---- Provided information

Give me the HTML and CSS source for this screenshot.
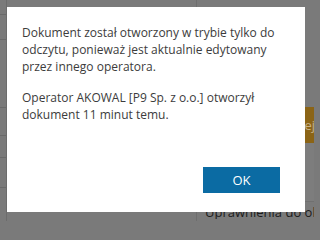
FILE: index.html
```html
<!DOCTYPE html>
<html lang="pl">
<head>
<meta charset="utf-8">
<title>Dokument</title>
<link rel="stylesheet" href="styles.css">
</head>
<body>
<div class="page">
  <div class="side">
    <div class="row r1"></div>
    <div class="row r2"></div>
    <div class="row r3"></div>
    <div class="row r4"></div>
    <div class="row r5"></div>
    <div class="row r6"></div>
  </div>
  <div class="main">
    <div class="col-left"></div>
    <div class="col-right">
      <div class="top"></div>
      <div class="orange"><span class="orange-text">Zapisz zmiany tej</span></div>
      <div class="grey"></div>
      <div class="perm">Uprawnienia do obiektu</div>
    </div>
  </div>
</div>
<div class="dialog">
  <div class="dialog-body">
    <p class="msg">Dokument został otworzony w trybie tylko do odczytu, ponieważ jest aktualnie edytowany przez innego operatora.</p>
    <p class="msg">Operator AKOWAL [P9 Sp. z o.o.] otworzył dokument 11 minut temu.</p>
  </div>
  <div class="dialog-footer">
    <button class="btn-ok">OK</button>
  </div>
</div>
</body>
</html>
```
FILE: styles.css
```css
html, body {
  margin: 0;
  padding: 0;
}
body {
  width: 314px;
  height: 221px;
  overflow: hidden;
  background: #7a7a7a;
  font-family: "Open Sans", "Noto Sans", sans-serif;
  position: relative;
}
.page {
  display: flex;
  height: 221px;
  overflow: hidden;
}
.side {
  width: 6px;
  border-right: 1px solid #6c6c6c;
  display: flex;
  flex-direction: column;
}
.row {
  border-bottom: 1px solid #6a6a6a;
  box-sizing: border-box;
}
.r1 { height: 15px; }
.r2 { height: 25px; }
.r3 { height: 68px; }
.r4 { height: 28px; }
.r5 { height: 22px; }
.r6 { height: 30px; }
.main {
  flex: 1;
  display: flex;
  min-width: 0;
}
.col-left {
  width: 189px;
  border-right: 1px solid #6e6e6e;
}
.col-right {
  flex: 1;
  min-width: 0;
  display: flex;
  flex-direction: column;
  overflow: hidden;
}
.top {
  height: 107px;
}
.orange {
  height: 36px;
  background: #8b6416;
  display: flex;
  align-items: center;
  justify-content: flex-end;
  overflow: hidden;
  white-space: nowrap;
}
.orange-text {
  color: #c7b189;
  font-size: 13px;
  margin-right: -1px;
}
.grey {
  height: 58px;
  background: #7d7d7d;
  border-bottom: 1px solid #707070;
}
.perm {
  color: #1c1c1c;
  font-size: 13px;
  white-space: nowrap;
  overflow: hidden;
  padding-left: 8px;
  line-height: 14px;
  margin-top: 3px;
}
.dialog {
  position: absolute;
  left: 7px;
  top: 7px;
  width: 298px;
  height: 205px;
  background: #ffffff;
  box-sizing: border-box;
  padding: 17px 10px 19px 15px;
  display: flex;
  flex-direction: column;
}
.dialog-body {
  flex: 1;
}
.msg {
  margin: 0 0 14px 0;
  font-size: 12px;
  line-height: 17px;
  color: #3c3c3c;
}
.dialog-footer {
  display: flex;
  justify-content: flex-end;
  padding-right: 15px;
}
.btn-ok {
  width: 77px;
  height: 26px;
  border: none;
  background: #0b6ba3;
  color: #ffffff;
  font-family: "Open Sans", "Noto Sans", sans-serif;
  font-size: 13px;
  padding: 0;
}
```
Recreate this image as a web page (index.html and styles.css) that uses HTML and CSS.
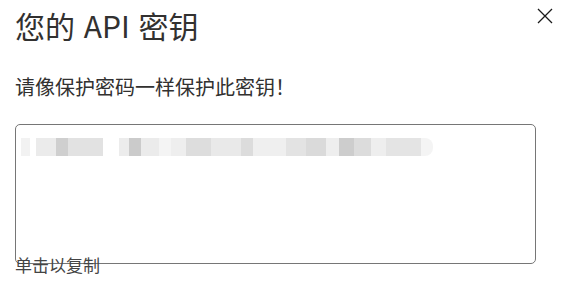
FILE: index.html
```html
<!DOCTYPE html>
<html lang="zh-CN">
<head>
<meta charset="utf-8">
<title>您的 API 密钥</title>
<link rel="stylesheet" href="styles.css">
</head>
<body>
<div class="dialog">
  <div class="header">
    <h1 class="title">您的 API 密钥</h1>
    <button class="close" aria-label="关闭">
      <svg width="16" height="16" viewBox="0 0 16 16"><path d="M1 1 L15 15 M15 1 L1 15" stroke="#1b1b1b" stroke-width="1.3" fill="none"/></svg>
    </button>
  </div>
  <p class="subtitle">请像保护密码一样保护此密钥！</p>
  <div class="keybox">
    <div class="mosaic"></div>
  </div>
  <div class="caption">单击以复制</div>
</div>
</body>
</html>
```
FILE: styles.css
```css
body {
  margin: 0;
  background: #ffffff;
  font-family: "Noto Sans CJK SC", "Noto Sans", sans-serif;
  color: #323130;
}
.dialog {
  padding: 0 8px 0 15px;
}
.header {
  display: flex;
  justify-content: space-between;
  align-items: flex-start;
}
.title {
  margin: 0;
  padding-top: 7px;
  font-size: 30px;
  line-height: 36px;
  font-weight: 400;
  word-spacing: 2px;
}
.close {
  margin-top: 8px;
  padding: 0;
  border: 0;
  background: transparent;
  width: 16px;
  height: 16px;
  display: flex;
}
.subtitle {
  margin: 31px 0 0;
  font-size: 20px;
  line-height: 26px;
}
.keybox {
  margin-top: 24px;
  width: 519px;
  height: 125px;
  border: 1px solid #767676;
  border-radius: 5px;
  padding-top: 13px;
  box-sizing: content-box;
}
.mosaic {
  margin-left: 5px;
  width: 412px;
  height: 18px;
  background: linear-gradient(to right,
    #f2f2f2 0 9px, #fff 9px 15px,
    #ebebeb 15px 35px, #cfcfcf 35px 47px, #e2e2e2 47px 82px,
    #fff 82px 98px, #ececec 98px 108px, #cbcbcb 108px 120px, #ebebeb 120px 138px,
    #f4f4f4 138px 150px, #eeeeee 150px 165px, #dddddd 165px 190px,
    #e9e9e9 190px 220px, #dcdcdc 220px 232px, #efefef 232px 265px,
    #e3e3e3 265px 285px, #dadada 285px 305px, #eeeeee 305px 318px,
    #cdcdcd 318px 333px, #dcdcdc 333px 350px, #eeeeee 350px 365px,
    #e4e4e4 365px 400px, #f4f4f4 400px 412px);
  border-radius: 0 8px 8px 0;
}
.caption {
  position: relative;
  margin-top: -9px;
  font-size: 17px;
  line-height: 20px;
  color: #444444;
}
```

--------

■ Request ■
Transcribe all of the entries word for word, but skip any pictures they contain.

■ The output ■
Give me the HTML and CSS source for this screenshot.
FILE: index.html
```html
<!DOCTYPE html>
<html lang="pl">
<head>
<meta charset="utf-8">
<title>Dokument</title>
<link rel="stylesheet" href="styles.css">
</head>
<body>
<div class="page">
  <div class="side">
    <div class="row r1"></div>
    <div class="row r2"></div>
    <div class="row r3"></div>
    <div class="row r4"></div>
    <div class="row r5"></div>
    <div class="row r6"></div>
  </div>
  <div class="main">
    <div class="col-left"></div>
    <div class="col-right">
      <div class="top"></div>
      <div class="orange"><span class="orange-text">Zapisz zmiany tej</span></div>
      <div class="grey"></div>
      <div class="perm">Uprawnienia do obiektu</div>
    </div>
  </div>
</div>
<div class="dialog">
  <div class="dialog-body">
    <p class="msg">Dokument został otworzony w trybie tylko do odczytu, ponieważ jest aktualnie edytowany przez innego operatora.</p>
    <p class="msg">Operator AKOWAL [P9 Sp. z o.o.] otworzył dokument 11 minut temu.</p>
  </div>
  <div class="dialog-footer">
    <button class="btn-ok">OK</button>
  </div>
</div>
</body>
</html>
```
FILE: styles.css
```css
html, body {
  margin: 0;
  padding: 0;
}
body {
  width: 314px;
  height: 221px;
  overflow: hidden;
  background: #7a7a7a;
  font-family: "Open Sans", "Noto Sans", sans-serif;
  position: relative;
}
.page {
  display: flex;
  height: 221px;
  overflow: hidden;
}
.side {
  width: 6px;
  border-right: 1px solid #6c6c6c;
  display: flex;
  flex-direction: column;
}
.row {
  border-bottom: 1px solid #6a6a6a;
  box-sizing: border-box;
}
.r1 { height: 15px; }
.r2 { height: 25px; }
.r3 { height: 68px; }
.r4 { height: 28px; }
.r5 { height: 22px; }
.r6 { height: 30px; }
.main {
  flex: 1;
  display: flex;
  min-width: 0;
}
.col-left {
  width: 189px;
  border-right: 1px solid #6e6e6e;
}
.col-right {
  flex: 1;
  min-width: 0;
  display: flex;
  flex-direction: column;
  overflow: hidden;
}
.top {
  height: 107px;
}
.orange {
  height: 36px;
  background: #8b6416;
  display: flex;
  align-items: center;
  justify-content: flex-end;
  overflow: hidden;
  white-space: nowrap;
}
.orange-text {
  color: #c7b189;
  font-size: 13px;
  margin-right: -1px;
}
.grey {
  height: 58px;
  background: #7d7d7d;
  border-bottom: 1px solid #707070;
}
.perm {
  color: #1c1c1c;
  font-size: 13px;
  white-space: nowrap;
  overflow: hidden;
  padding-left: 8px;
  line-height: 14px;
  margin-top: 3px;
}
.dialog {
  position: absolute;
  left: 7px;
  top: 7px;
  width: 298px;
  height: 205px;
  background: #ffffff;
  box-sizing: border-box;
  padding: 17px 10px 19px 15px;
  display: flex;
  flex-direction: column;
}
.dialog-body {
  flex: 1;
}
.msg {
  margin: 0 0 14px 0;
  font-size: 12px;
  line-height: 17px;
  color: #3c3c3c;
}
.dialog-footer {
  display: flex;
  justify-content: flex-end;
  padding-right: 15px;
}
.btn-ok {
  width: 77px;
  height: 26px;
  border: none;
  background: #0b6ba3;
  color: #ffffff;
  font-family: "Open Sans", "Noto Sans", sans-serif;
  font-size: 13px;
  padding: 0;
}
```
Recreate this image as a web page (index.html and styles.css) that uses HTML and CSS.
FILE: index.html
```html
<!DOCTYPE html>
<html lang="zh-CN">
<head>
<meta charset="utf-8">
<title>您的 API 密钥</title>
<link rel="stylesheet" href="styles.css">
</head>
<body>
<div class="dialog">
  <div class="header">
    <h1 class="title">您的 API 密钥</h1>
    <button class="close" aria-label="关闭">
      <svg width="16" height="16" viewBox="0 0 16 16"><path d="M1 1 L15 15 M15 1 L1 15" stroke="#1b1b1b" stroke-width="1.3" fill="none"/></svg>
    </button>
  </div>
  <p class="subtitle">请像保护密码一样保护此密钥！</p>
  <div class="keybox">
    <div class="mosaic"></div>
  </div>
  <div class="caption">单击以复制</div>
</div>
</body>
</html>
```
FILE: styles.css
```css
body {
  margin: 0;
  background: #ffffff;
  font-family: "Noto Sans CJK SC", "Noto Sans", sans-serif;
  color: #323130;
}
.dialog {
  padding: 0 8px 0 15px;
}
.header {
  display: flex;
  justify-content: space-between;
  align-items: flex-start;
}
.title {
  margin: 0;
  padding-top: 7px;
  font-size: 30px;
  line-height: 36px;
  font-weight: 400;
  word-spacing: 2px;
}
.close {
  margin-top: 8px;
  padding: 0;
  border: 0;
  background: transparent;
  width: 16px;
  height: 16px;
  display: flex;
}
.subtitle {
  margin: 31px 0 0;
  font-size: 20px;
  line-height: 26px;
}
.keybox {
  margin-top: 24px;
  width: 519px;
  height: 125px;
  border: 1px solid #767676;
  border-radius: 5px;
  padding-top: 13px;
  box-sizing: content-box;
}
.mosaic {
  margin-left: 5px;
  width: 412px;
  height: 18px;
  background: linear-gradient(to right,
    #f2f2f2 0 9px, #fff 9px 15px,
    #ebebeb 15px 35px, #cfcfcf 35px 47px, #e2e2e2 47px 82px,
    #fff 82px 98px, #ececec 98px 108px, #cbcbcb 108px 120px, #ebebeb 120px 138px,
    #f4f4f4 138px 150px, #eeeeee 150px 165px, #dddddd 165px 190px,
    #e9e9e9 190px 220px, #dcdcdc 220px 232px, #efefef 232px 265px,
    #e3e3e3 265px 285px, #dadada 285px 305px, #eeeeee 305px 318px,
    #cdcdcd 318px 333px, #dcdcdc 333px 350px, #eeeeee 350px 365px,
    #e4e4e4 365px 400px, #f4f4f4 400px 412px);
  border-radius: 0 8px 8px 0;
}
.caption {
  position: relative;
  margin-top: -9px;
  font-size: 17px;
  line-height: 20px;
  color: #444444;
}
```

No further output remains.